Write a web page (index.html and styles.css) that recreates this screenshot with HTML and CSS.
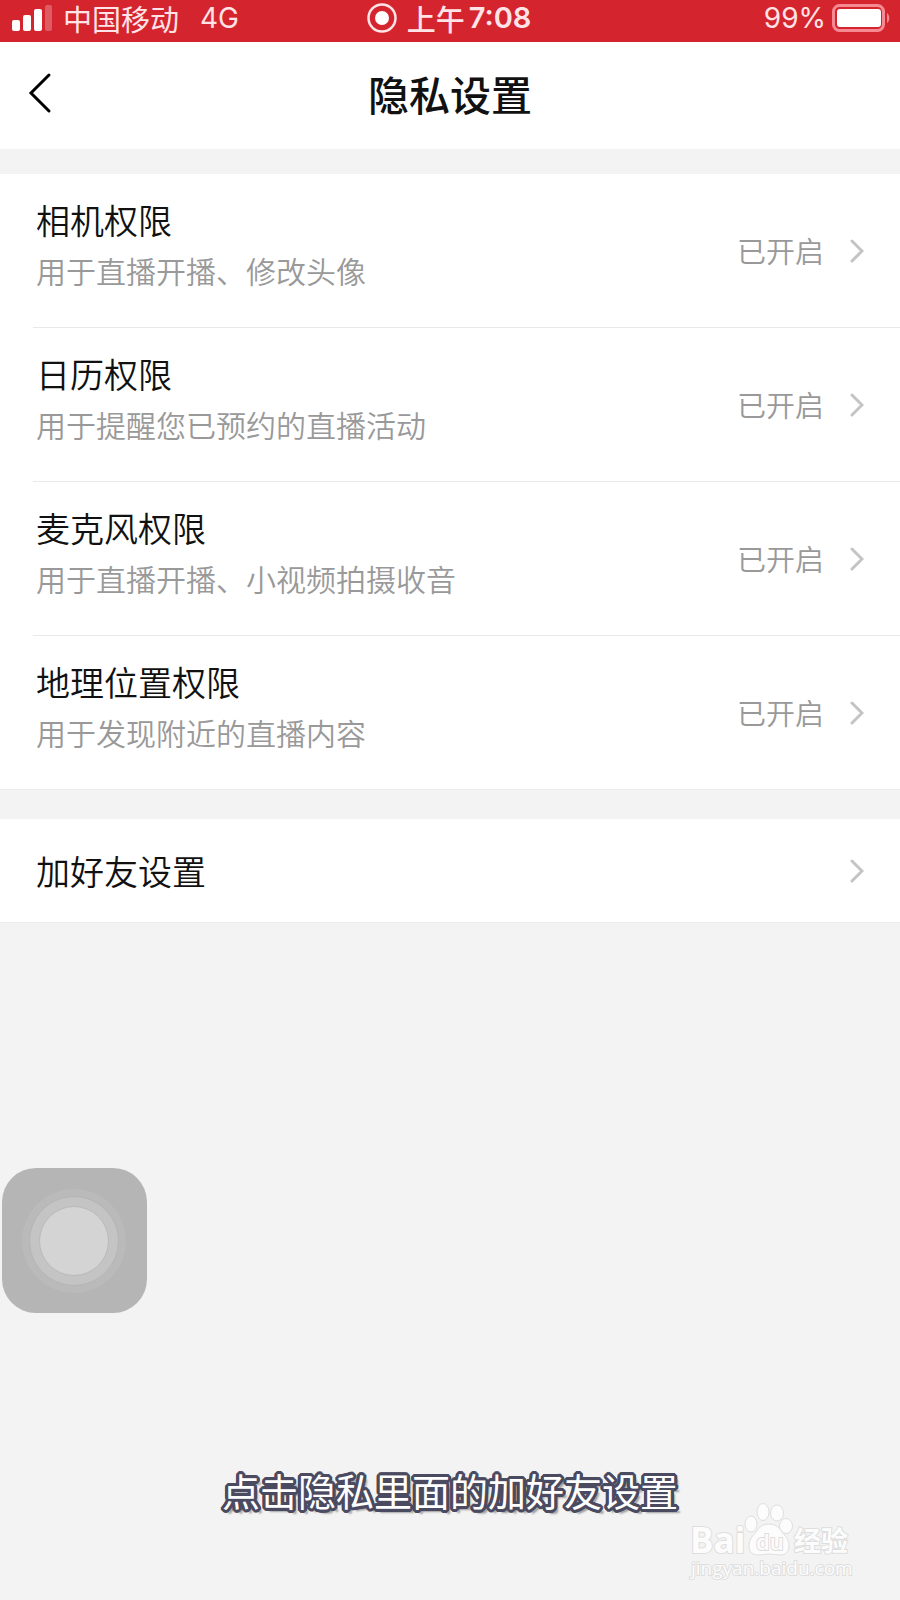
FILE: index.html
```html
<!DOCTYPE html>
<html lang="zh-CN">

<head>
  <meta charset="UTF-8">
  <meta name="viewport" content="width=device-width, initial-scale=1.0">
  <title>隐私设置</title>
  <link rel="stylesheet" href="styles.css">
</head>

<body>
  <svg class="defs" width="0" height="0" aria-hidden="true">
    <symbol id="chevron" viewBox="0 0 14 24">
      <path d="M2 2l10 10L2 22" />
    </symbol>
  </svg>

  <div class="status-bar">
    <div class="status-left">
      <svg class="signal" width="40" height="26" viewBox="0 0 40 26">
        <rect x="0" y="15" width="8" height="11" rx="2" />
        <rect x="11" y="10" width="8" height="16" rx="2" />
        <rect x="22" y="4" width="8" height="22" rx="2" />
        <rect x="33" y="0" width="7" height="26" rx="2" opacity="0.25" />
      </svg>
      <span>中国移动</span>
      <span class="network">4G</span>
    </div>
    <div class="status-time">
      <svg width="30" height="30" viewBox="0 0 30 30">
        <circle cx="15" cy="15" r="13.5" fill="none" stroke="#ffe3e6" stroke-width="2.5" />
        <circle cx="15" cy="15" r="7" fill="#fff" />
      </svg>
      <span>上午</span>
      <span class="clock">7:08</span>
    </div>
    <div class="status-right">
      <span class="percent">99%</span>
      <svg width="58" height="28" viewBox="0 0 58 28">
        <rect x="1.5" y="1.5" width="50" height="25" rx="6" fill="none" stroke="#f58a93" stroke-width="3" />
        <rect x="5" y="5" width="44" height="18" rx="3" fill="#fff" />
        <path d="M55 9c3 2 3 8 0 10z" fill="#f58a93" />
      </svg>
    </div>
  </div>

  <header class="nav-bar">
    <button class="back" type="button" aria-label="返回">
      <svg width="24" height="42" viewBox="0 0 24 42">
        <path d="M21 3L3 21l18 18" />
      </svg>
    </button>
    <h1>隐私设置</h1>
  </header>

  <main>
    <ul class="group">
      <li>
        <a class="row" href="#camera">
          <span class="text">
            <span class="name">相机权限</span>
            <span class="desc">用于直播开播、修改头像</span>
          </span>
          <span class="state">已开启</span>
          <svg class="chevron"><use href="#chevron" /></svg>
        </a>
      </li>
      <li>
        <a class="row" href="#calendar">
          <span class="text">
            <span class="name">日历权限</span>
            <span class="desc">用于提醒您已预约的直播活动</span>
          </span>
          <span class="state">已开启</span>
          <svg class="chevron"><use href="#chevron" /></svg>
        </a>
      </li>
      <li>
        <a class="row" href="#microphone">
          <span class="text">
            <span class="name">麦克风权限</span>
            <span class="desc">用于直播开播、小视频拍摄收音</span>
          </span>
          <span class="state">已开启</span>
          <svg class="chevron"><use href="#chevron" /></svg>
        </a>
      </li>
      <li>
        <a class="row" href="#location">
          <span class="text">
            <span class="name">地理位置权限</span>
            <span class="desc">用于发现附近的直播内容</span>
          </span>
          <span class="state">已开启</span>
          <svg class="chevron"><use href="#chevron" /></svg>
        </a>
      </li>
    </ul>

    <ul class="group">
      <li>
        <a class="row row-single" href="#friends">
          <span class="text name">加好友设置</span>
          <svg class="chevron"><use href="#chevron" /></svg>
        </a>
      </li>
    </ul>
  </main>

  <button class="assistive" type="button" aria-label="辅助触控">
    <svg width="106" height="106" viewBox="0 0 106 106">
      <circle cx="52" cy="53" r="52" fill="#bababa" />
      <circle cx="52" cy="53" r="44.5" fill="#c4c4c4" stroke="#b5b5b5" />
      <circle cx="52" cy="53" r="34.5" fill="#d4d4d4" stroke="#bababa" />
    </svg>
  </button>

  <p class="caption">点击隐私里面的加好友设置</p>

  <svg class="watermark" width="170" height="84" viewBox="0 0 170 84">
    <text class="wm-logo" x="4" y="53">Bai</text>
    <ellipse cx="65" cy="24" rx="6" ry="8" />
    <ellipse cx="77" cy="12" rx="6" ry="8.5" />
    <ellipse cx="91" cy="13" rx="6.5" ry="8" />
    <ellipse cx="100" cy="26" rx="6.5" ry="7.5" />
    <path d="M83 24c-6 0-10 3-13 8-3 4-7 7-7 14 0 6 4 9 9 9 4 0 7-1 11-1s7 1 11 1c5 0 9-3 9-9 0-7-4-10-7-14-3-5-7-8-13-8z" />
    <text class="wm-du" x="70" y="50">du</text>
    <text class="wm-cjk" x="108" y="51">经验</text>
    <text class="wm-url" x="5" y="75">jingyan.baidu.com</text>
  </svg>
</body>

</html>
```
FILE: styles.css
```css
* {
  box-sizing: border-box;
}

body {
  position: relative;
  min-height: 100vh;
  margin: 0;
  background-color: #f3f3f3;
  color: #111;
  font-family: "Noto Sans CJK SC", sans-serif;
}

h1,
p,
ul {
  margin: 0;
  padding: 0;
}

ul {
  list-style: none;
}

svg {
  display: block;
  flex: none;
}

button {
  padding: 0;
  border: 0;
  background: none;
  cursor: pointer;
}

.defs {
  position: absolute;
}

/* status bar */
.status-bar {
  display: grid;
  grid-template-columns: 1fr auto 1fr;
  align-items: center;
  height: 42px;
  padding: 0 10px 6px 12px;
  background-color: #d4252f;
  color: #ffe3e6;
  font-size: 29px;
  line-height: 36px;
}

.status-left,
.status-time,
.status-right {
  display: flex;
  align-items: center;
}

.status-left {
  gap: 11px;
}

.status-time {
  gap: 10px;
  padding-right: 4px;
  font-weight: 500;
}

.status-right {
  justify-content: flex-end;
  gap: 6px;
}

.signal {
  fill: #fff;
}

.network,
.percent,
.clock {
  font-family: Inter, sans-serif;
  font-size: 28px;
}

.network {
  margin-left: 10px;
}

.clock {
  margin-left: -6px;
  font-size: 29px;
  font-weight: 600;
}

/* title bar */
.nav-bar {
  display: grid;
  grid-template-columns: 1fr auto 1fr;
  align-items: center;
  height: 107px;
  padding: 0 28px 5px;
  background-color: #fff;
}

.back {
  justify-self: start;
}

.back path {
  fill: none;
  stroke: #000;
  stroke-width: 3;
  stroke-linecap: round;
}

.nav-bar h1 {
  font-size: 41px;
  font-weight: 500;
  line-height: 60px;
}

/* setting groups */
main {
  display: flex;
  flex-direction: column;
  gap: 29px;
  padding-top: 25px;
}

.group {
  padding-left: 33px;
  border-bottom: 1px solid #ededed;
  background-color: #fff;
}

.group li + li {
  border-top: 1px solid #e9e9e9;
}

.row {
  display: flex;
  align-items: center;
  height: 153px;
  padding: 0 36px 0 3px;
  color: inherit;
  text-decoration: none;
}

.group .row-single {
  height: 103px;
}

.text {
  flex: 1;
}

.name,
.desc {
  display: block;
}

.name {
  font-size: 34px;
  font-weight: 350;
  line-height: 50px;
}

.desc {
  padding-bottom: 12px;
  color: #999;
  font-size: 30px;
  font-weight: 350;
  line-height: 50px;
}

.state {
  margin-right: 26px;
  padding-bottom: 2px;
  color: #999;
  font-size: 29px;
  font-weight: 350;
}

.chevron {
  width: 14px;
  height: 24px;
  fill: none;
  stroke: #c4c4c4;
  stroke-width: 3;
  stroke-linecap: round;
}

/* floating touch button */
.assistive {
  position: absolute;
  left: 2px;
  bottom: 287px;
  display: flex;
  align-items: center;
  justify-content: center;
  width: 145px;
  height: 145px;
  border-radius: 34px;
  background-color: #b5b5b5;
}

/* subtitle */
.caption {
  position: absolute;
  left: 0;
  right: 0;
  bottom: 82px;
  color: #fff;
  font-size: 38px;
  line-height: 56px;
  text-align: center;
  text-shadow:
    3px 0 #4a4a60, -3px 0 #4a4a60, 0 3px #4a4a60, 0 -3px #4a4a60,
    2px 2px #4a4a60, -2px 2px #4a4a60, 2px -2px #4a4a60, -2px -2px #4a4a60,
    3px 1px #4a4a60, -3px 1px #4a4a60, 3px -1px #4a4a60, -3px -1px #4a4a60,
    1px 3px #4a4a60, -1px 3px #4a4a60, 1px -3px #4a4a60, -1px -3px #4a4a60,
    4px 4px 2px #999;
}

.watermark {
  position: absolute;
  right: 44px;
  bottom: 16px;
  fill: #fcfcfc;
  stroke: #dedede;
  stroke-width: 1;
}

.watermark text {
  font-family: "Open Sans", sans-serif;
  paint-order: stroke fill;
  stroke-width: 2;
}

.watermark .wm-logo {
  font-size: 35px;
  font-weight: 700;
}

.watermark .wm-du {
  font-size: 22px;
  font-weight: 600;
}

.watermark .wm-cjk {
  font-family: "Noto Sans CJK SC", sans-serif;
  font-size: 27px;
  font-weight: 700;
}

.watermark .wm-url {
  font-size: 19px;
}
```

▶ [Instructions to follow]: How many lines in the listing contain "styles"? Answer with the number alone.

▶ [Finished exercise]: 3